Author Jon Krakauer has chided Rolling Stone's publication of "A Rape on Campus," a now infamous example of bad journalism about a college rape that never really happened, and even told Salon that "Rolling Stone has a lot to answer for," but when asked to give answers about his own work at a forum in Missoula, Krakauer took the microphone away from his questioner.

The incident happened just minutes after Krakauer admitted that he engaged in confirmation bias while writing his most recent book, "Missoula: Rape and the Justice System in a College Town." For questioner Thomas Dove, the admission of confirmation bias is key, and points to a fatal flaw in "Missoula," one that ends up doing "disservice to a very, very serious crisis."

Video of the incident is now widely available on YouTube, thanks to The Missoulian, but what is difficult to find is the full back-and-forth between Krakauer and Dove.

Publications like the East Oregonian have labeled Dove a "heckler," who "elbowed his way to the stage" and called Krakauer a "liar," but Dove's take on the incident is very different.

"It was advertised as a public forum," said Dove. "He asked for questions from the audience and said, 'I felt I needed to do something in Missoula to allow my critics to confront me.' The very definition of a forum as provided to us by Doubleday is a public meeting or lecture involving audience discussion. There was no audience discussion except for my questions, which I informed the Dean that I was going to ask."

Dove claims that he was given the microphone by the Dean.
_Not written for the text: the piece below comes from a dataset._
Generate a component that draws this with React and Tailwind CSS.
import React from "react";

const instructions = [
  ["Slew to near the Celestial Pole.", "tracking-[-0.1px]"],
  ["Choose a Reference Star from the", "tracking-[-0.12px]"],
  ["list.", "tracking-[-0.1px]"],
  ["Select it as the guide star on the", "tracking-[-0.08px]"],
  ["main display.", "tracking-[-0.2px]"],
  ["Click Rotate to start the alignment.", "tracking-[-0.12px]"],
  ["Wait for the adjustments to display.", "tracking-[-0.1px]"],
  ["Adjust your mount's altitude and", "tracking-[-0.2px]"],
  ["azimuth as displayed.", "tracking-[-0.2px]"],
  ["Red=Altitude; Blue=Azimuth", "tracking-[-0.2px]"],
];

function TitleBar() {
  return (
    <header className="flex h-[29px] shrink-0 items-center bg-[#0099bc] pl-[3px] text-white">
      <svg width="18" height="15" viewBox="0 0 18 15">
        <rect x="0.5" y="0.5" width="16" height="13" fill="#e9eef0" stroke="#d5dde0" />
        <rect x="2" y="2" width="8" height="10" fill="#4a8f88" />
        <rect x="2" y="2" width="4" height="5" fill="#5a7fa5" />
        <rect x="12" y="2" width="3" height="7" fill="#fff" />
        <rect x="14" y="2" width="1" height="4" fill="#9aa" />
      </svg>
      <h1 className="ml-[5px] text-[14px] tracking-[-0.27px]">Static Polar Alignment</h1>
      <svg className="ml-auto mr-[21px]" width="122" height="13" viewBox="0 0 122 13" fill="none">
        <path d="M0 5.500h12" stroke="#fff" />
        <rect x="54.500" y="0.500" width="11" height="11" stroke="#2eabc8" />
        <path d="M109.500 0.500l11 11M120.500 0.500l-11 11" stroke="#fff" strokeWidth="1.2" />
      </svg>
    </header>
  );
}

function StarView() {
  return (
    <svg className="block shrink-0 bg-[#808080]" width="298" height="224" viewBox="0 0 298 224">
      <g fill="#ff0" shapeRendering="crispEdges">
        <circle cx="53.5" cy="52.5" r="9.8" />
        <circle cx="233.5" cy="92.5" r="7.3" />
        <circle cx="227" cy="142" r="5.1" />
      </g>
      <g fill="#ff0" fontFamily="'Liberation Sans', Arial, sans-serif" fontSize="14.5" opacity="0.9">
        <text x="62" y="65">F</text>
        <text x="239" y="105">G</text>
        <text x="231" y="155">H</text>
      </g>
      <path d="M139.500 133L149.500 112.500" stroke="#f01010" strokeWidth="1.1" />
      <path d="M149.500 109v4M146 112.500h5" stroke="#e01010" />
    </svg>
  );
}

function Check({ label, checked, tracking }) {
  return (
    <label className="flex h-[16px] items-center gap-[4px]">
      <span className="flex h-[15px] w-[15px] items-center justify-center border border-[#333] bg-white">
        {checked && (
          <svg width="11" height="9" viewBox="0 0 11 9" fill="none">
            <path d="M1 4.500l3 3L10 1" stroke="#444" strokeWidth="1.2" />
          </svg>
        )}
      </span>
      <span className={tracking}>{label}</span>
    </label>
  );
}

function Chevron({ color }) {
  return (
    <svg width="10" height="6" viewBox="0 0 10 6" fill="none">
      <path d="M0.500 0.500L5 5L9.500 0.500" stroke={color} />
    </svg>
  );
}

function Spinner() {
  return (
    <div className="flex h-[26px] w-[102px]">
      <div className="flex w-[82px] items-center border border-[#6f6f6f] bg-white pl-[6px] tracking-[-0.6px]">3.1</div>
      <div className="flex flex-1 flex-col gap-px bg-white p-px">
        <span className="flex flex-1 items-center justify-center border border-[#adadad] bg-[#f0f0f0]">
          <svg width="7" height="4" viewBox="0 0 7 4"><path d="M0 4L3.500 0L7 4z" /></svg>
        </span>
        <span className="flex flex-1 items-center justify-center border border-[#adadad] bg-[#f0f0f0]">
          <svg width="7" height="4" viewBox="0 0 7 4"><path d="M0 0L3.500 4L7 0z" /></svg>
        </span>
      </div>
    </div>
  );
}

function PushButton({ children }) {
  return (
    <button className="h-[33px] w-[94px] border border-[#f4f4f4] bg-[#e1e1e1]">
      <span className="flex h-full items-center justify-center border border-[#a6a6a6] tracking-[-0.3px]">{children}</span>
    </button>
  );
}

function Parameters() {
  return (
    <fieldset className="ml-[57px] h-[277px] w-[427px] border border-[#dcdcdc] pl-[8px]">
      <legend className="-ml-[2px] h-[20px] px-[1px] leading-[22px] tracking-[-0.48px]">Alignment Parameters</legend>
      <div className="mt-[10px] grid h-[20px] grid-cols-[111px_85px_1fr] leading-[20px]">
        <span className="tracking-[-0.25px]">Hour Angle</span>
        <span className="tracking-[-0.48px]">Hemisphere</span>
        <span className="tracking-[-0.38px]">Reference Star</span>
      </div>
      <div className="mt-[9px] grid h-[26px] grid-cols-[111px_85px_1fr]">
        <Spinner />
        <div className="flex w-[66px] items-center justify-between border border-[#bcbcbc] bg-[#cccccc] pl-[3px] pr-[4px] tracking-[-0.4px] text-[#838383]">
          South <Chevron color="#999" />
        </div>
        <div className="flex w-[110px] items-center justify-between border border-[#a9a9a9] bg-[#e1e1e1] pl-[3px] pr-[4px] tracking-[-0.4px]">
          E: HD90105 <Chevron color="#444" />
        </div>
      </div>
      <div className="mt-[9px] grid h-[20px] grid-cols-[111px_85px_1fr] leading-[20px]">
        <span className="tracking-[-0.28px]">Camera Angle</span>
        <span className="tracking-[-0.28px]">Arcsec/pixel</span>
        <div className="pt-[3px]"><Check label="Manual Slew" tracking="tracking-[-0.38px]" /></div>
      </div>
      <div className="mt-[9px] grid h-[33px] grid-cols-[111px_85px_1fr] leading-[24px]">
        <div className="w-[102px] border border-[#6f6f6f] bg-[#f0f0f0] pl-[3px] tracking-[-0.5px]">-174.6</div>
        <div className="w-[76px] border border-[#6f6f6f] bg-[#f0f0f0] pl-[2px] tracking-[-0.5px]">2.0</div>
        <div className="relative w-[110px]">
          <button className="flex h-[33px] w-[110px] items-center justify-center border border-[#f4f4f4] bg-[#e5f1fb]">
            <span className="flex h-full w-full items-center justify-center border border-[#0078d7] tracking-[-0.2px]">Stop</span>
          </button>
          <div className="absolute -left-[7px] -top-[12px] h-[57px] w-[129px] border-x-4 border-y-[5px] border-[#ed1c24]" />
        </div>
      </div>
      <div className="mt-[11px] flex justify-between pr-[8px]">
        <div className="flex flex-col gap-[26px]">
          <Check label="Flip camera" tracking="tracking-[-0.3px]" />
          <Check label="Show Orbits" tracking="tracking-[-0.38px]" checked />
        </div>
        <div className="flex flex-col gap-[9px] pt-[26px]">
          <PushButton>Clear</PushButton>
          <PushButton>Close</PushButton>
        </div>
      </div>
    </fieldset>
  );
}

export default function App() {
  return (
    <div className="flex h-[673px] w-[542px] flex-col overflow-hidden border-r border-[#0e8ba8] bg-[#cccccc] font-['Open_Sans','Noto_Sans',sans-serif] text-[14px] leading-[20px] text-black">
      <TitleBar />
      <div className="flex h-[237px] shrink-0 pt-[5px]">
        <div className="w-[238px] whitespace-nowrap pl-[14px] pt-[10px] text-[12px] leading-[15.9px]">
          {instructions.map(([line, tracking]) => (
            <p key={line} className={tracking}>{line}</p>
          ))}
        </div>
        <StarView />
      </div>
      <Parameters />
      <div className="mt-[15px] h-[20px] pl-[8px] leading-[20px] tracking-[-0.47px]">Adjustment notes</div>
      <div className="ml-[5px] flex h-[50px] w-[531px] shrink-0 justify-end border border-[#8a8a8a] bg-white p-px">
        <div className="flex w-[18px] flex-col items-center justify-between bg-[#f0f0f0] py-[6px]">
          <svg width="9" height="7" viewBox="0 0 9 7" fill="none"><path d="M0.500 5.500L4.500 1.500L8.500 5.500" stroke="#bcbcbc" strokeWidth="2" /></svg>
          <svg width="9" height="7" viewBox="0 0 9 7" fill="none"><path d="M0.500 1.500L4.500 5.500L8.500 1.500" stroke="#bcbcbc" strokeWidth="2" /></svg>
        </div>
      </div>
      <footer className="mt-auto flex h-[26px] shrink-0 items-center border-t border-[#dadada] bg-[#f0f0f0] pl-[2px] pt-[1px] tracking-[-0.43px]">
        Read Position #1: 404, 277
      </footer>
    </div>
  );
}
Video shows that same microphone being taken from Dove's hands by Krakauer just as Dove begins to pursue the issue of confirmation bias both in Rolling Stone and in Krakauer's comments in Salon. At that point, Dove and Krakauer have a private conversation, that can't be heard in available video.
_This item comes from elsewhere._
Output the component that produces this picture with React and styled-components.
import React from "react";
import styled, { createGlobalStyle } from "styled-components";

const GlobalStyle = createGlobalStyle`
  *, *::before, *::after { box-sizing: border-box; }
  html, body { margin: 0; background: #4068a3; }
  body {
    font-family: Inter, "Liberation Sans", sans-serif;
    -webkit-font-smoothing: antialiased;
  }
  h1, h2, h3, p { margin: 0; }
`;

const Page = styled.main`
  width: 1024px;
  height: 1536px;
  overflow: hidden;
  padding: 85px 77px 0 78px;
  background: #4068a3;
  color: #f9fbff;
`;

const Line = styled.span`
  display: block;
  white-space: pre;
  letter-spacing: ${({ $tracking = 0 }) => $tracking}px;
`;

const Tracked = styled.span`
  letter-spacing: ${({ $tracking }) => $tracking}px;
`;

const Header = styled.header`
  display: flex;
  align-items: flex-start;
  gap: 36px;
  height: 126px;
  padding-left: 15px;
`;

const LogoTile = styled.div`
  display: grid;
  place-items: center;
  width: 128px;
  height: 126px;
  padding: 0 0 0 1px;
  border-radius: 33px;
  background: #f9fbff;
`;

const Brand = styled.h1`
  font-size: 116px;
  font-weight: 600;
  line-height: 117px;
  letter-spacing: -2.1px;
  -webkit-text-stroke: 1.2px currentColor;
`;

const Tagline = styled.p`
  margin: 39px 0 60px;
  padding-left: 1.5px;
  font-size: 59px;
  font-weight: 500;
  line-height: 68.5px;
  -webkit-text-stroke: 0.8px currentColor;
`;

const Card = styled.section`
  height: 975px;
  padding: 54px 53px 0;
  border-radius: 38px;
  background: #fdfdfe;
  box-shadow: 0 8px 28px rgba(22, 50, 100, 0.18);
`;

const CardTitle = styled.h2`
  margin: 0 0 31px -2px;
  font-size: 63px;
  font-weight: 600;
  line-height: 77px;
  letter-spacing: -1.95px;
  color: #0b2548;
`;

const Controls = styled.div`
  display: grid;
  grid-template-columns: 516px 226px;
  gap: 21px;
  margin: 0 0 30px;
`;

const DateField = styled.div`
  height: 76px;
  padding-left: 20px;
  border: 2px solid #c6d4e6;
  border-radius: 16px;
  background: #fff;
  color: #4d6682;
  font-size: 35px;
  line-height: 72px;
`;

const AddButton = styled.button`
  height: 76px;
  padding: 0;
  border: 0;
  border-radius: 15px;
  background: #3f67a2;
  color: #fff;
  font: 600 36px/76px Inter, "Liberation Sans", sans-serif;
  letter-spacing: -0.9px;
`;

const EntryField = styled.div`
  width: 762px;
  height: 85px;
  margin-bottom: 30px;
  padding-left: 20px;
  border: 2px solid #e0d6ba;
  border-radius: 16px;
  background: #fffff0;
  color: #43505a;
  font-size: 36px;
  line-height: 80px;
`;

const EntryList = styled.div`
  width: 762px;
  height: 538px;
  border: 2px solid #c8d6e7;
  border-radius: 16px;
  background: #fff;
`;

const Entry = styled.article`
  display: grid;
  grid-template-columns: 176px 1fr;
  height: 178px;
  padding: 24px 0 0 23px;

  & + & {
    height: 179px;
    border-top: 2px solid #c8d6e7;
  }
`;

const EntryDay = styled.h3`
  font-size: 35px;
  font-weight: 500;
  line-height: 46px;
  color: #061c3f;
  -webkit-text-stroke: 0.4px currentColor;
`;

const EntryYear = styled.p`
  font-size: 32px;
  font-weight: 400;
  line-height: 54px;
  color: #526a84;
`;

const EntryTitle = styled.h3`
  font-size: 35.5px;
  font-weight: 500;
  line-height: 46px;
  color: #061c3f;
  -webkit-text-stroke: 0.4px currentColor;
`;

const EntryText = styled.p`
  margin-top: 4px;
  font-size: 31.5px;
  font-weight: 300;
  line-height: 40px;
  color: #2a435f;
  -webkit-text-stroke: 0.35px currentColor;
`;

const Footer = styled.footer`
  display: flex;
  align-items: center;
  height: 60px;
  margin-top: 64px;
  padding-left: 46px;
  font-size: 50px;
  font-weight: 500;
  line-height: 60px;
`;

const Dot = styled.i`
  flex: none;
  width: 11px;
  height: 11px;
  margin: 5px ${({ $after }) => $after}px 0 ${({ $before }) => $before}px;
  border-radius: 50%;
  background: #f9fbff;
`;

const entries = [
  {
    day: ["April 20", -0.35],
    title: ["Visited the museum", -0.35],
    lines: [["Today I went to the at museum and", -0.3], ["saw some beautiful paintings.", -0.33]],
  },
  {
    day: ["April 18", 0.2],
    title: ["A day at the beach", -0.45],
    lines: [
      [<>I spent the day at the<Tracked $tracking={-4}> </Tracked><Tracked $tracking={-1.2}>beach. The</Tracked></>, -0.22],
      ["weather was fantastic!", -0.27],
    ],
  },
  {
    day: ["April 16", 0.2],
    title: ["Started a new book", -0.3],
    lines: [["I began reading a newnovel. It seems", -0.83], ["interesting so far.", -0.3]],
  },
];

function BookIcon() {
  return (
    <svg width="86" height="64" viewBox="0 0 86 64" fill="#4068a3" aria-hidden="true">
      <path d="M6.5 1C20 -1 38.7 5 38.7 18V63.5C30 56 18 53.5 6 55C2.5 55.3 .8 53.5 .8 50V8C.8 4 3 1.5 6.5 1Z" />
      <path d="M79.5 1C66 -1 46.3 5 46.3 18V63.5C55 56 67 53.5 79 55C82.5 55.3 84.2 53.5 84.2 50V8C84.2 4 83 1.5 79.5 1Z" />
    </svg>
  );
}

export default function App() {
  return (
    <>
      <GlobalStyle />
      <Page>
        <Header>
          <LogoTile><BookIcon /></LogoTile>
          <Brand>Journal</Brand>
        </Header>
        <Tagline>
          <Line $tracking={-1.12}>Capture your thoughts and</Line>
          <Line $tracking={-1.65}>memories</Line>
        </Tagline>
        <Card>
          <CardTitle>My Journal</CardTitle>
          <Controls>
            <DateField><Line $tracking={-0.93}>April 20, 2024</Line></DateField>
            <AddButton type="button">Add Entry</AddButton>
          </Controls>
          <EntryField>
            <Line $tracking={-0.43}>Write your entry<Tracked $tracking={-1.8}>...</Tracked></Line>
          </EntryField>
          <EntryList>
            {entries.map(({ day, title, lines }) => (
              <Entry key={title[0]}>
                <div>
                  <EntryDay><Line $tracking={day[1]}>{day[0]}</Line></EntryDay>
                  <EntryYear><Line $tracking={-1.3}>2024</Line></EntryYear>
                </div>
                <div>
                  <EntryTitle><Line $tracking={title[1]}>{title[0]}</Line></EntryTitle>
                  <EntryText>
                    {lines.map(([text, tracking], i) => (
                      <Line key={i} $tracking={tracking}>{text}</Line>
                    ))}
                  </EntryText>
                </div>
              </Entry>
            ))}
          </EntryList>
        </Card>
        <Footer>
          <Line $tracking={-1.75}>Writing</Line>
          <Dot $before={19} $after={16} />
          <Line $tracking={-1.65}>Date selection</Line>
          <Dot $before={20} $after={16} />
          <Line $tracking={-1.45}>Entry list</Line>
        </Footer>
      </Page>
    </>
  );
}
Dove says he used a quote that Krakauer gave to the Missoulian to form the basis of the unheard question: "I got a lot of documents that I'm not supposed to have," Krakauer told Missoulian reporter Keila Szpaller, back on April 18.

"I said, 'Are these [documents] illegally in your possession?'" Dove said. "That's when he took the mic away from me. He told me, 'I'm not going to answer.'[Then] I asked 'did you break the law, either state or federal, in either obtaining or using these documents, such as violations of the Montana Criminal Confidentiality Act?' He said 'reporter's defense law.' He was very nervous there, that's when he walked away. This was all off the microphone, I was trying to get him to speak so that people could hear."

Whether or not the material in Krakauer's book was obtained legally or not, Dove said the main problem with Krakauer's book is confirmation bias. Dove said  he was surprised at how quickly Krakauer admitted to participating in the same activity that became the downfall of "A Rape on Campus."

In the follow up piece in Rolling Stone titled "'A Rape on Campus' What Went Wrong," Columbia School of Journalism authors Sheila Coronel, Steve Coll, Derek Kravitz, point to confirmation bias as a fatal flaw in Rolling Stone's reporting and offer this description:

The problem of confirmation bias – the tendency of people to be trapped by pre-existing assumptions and to select facts that support their own views while overlooking contradictory ones – is a well-established finding of social science. It seems to have been a factor here.

Dove claims that Krakauer "cherry-picked" his sources, and even Krakauer admits to not performing interviews with the local Mayor, Missoula Police, the University of Montana administration, or County Attorney Kirsten Pabst, who recieved a large amount of the books criticisms.

"He's already admitted that he is biased, he has already admitted that he's in possession of illegal materials and that's not a very good place to be," said Dove.

Whether or not Krakauer and his book fall under the same scrutiny as Rolling Stone is yet to be seen, but for Dove, there are still serious questions about the journalistic integrity of "Missoula: Rape and the Justice System in a College Town," which, when answered, may end up hurting the very rape victims Krakauer set out to defend.